A Moroni, j’ai appris tôt à embrasser le monde. A Moroni, je reviens après plus de quinze ans de vie en terre étrangère. Et voilà que j’apprends que cette terre-mienne se retranche de plus en plus dans des quartiers de solitude, improvisés à la hâte par une élite sans perspectives. Comme le pays, Moroni se déchire et se montre incapable de tisser un ailleurs d’existence, engluée qu’elle est dans des schémas qui ne répondent plus au vécu actuel. Moroni et ses quartiers se préparent à complexifier le casse-tête chinois d’un Etat voué à la régression et à la division. Arrogance de certaines familles installées là depuis plus d’une génération, fierté mal placée de certains nouveaux habitants, mépris affiché des uns sur les autres, querelles de pouvoir entre notables et administrateurs à visage étatique, absence de réflexion sur l’utopie réelle d’une ville nouvelle, se refusant à la fois au communautarisme des villages et à l’urbanisation sauvage des capitales modernes de l’Afrique longtemps sous tutelle, pour se projeter dans un ailleurs possible.

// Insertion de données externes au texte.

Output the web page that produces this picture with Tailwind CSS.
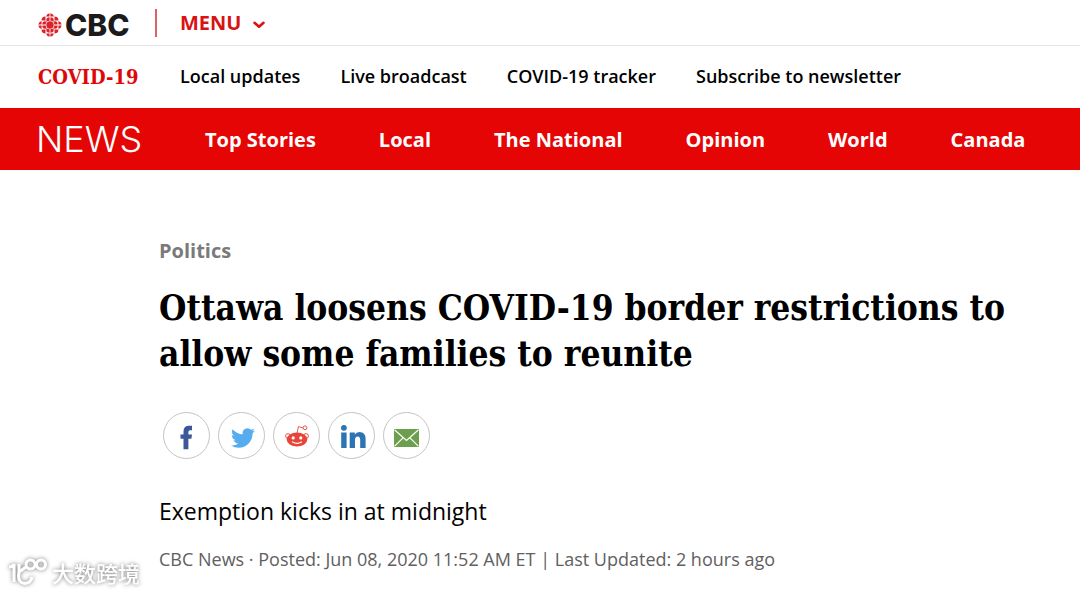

L’heure est sans doute venue de déconstruire les héritages pesants et de redessiner l’imaginaire d’une cité au regard toujours porté sur le large. Moroni est une ville d’avenir. Mais ses habitants le savent-ils ? A trop se prendre au sérieux dans la futilité des débats de quartiers et des fantasmes de clans aux lignées prestigieuses, on en oublie le projet d’une cité radieuse capable de transcender son quotidien, afin de mieux se réapproprier le monde alentour. Certes, cette ville se retrouve sur un bout d’archipel en crise. Mais n’oublions pas que nous écrivons nos vies en présence du monde. Moroni, qu’on le veuille ou non, fait partie de l’histoire du monde en marche. A nous de savoir lui offrir une autre destinée sur un plateau. Celle d’un lieu ouvert à l’Autre et prêt à l’échange me semble la plus intéressante pour le futur de nos enfants.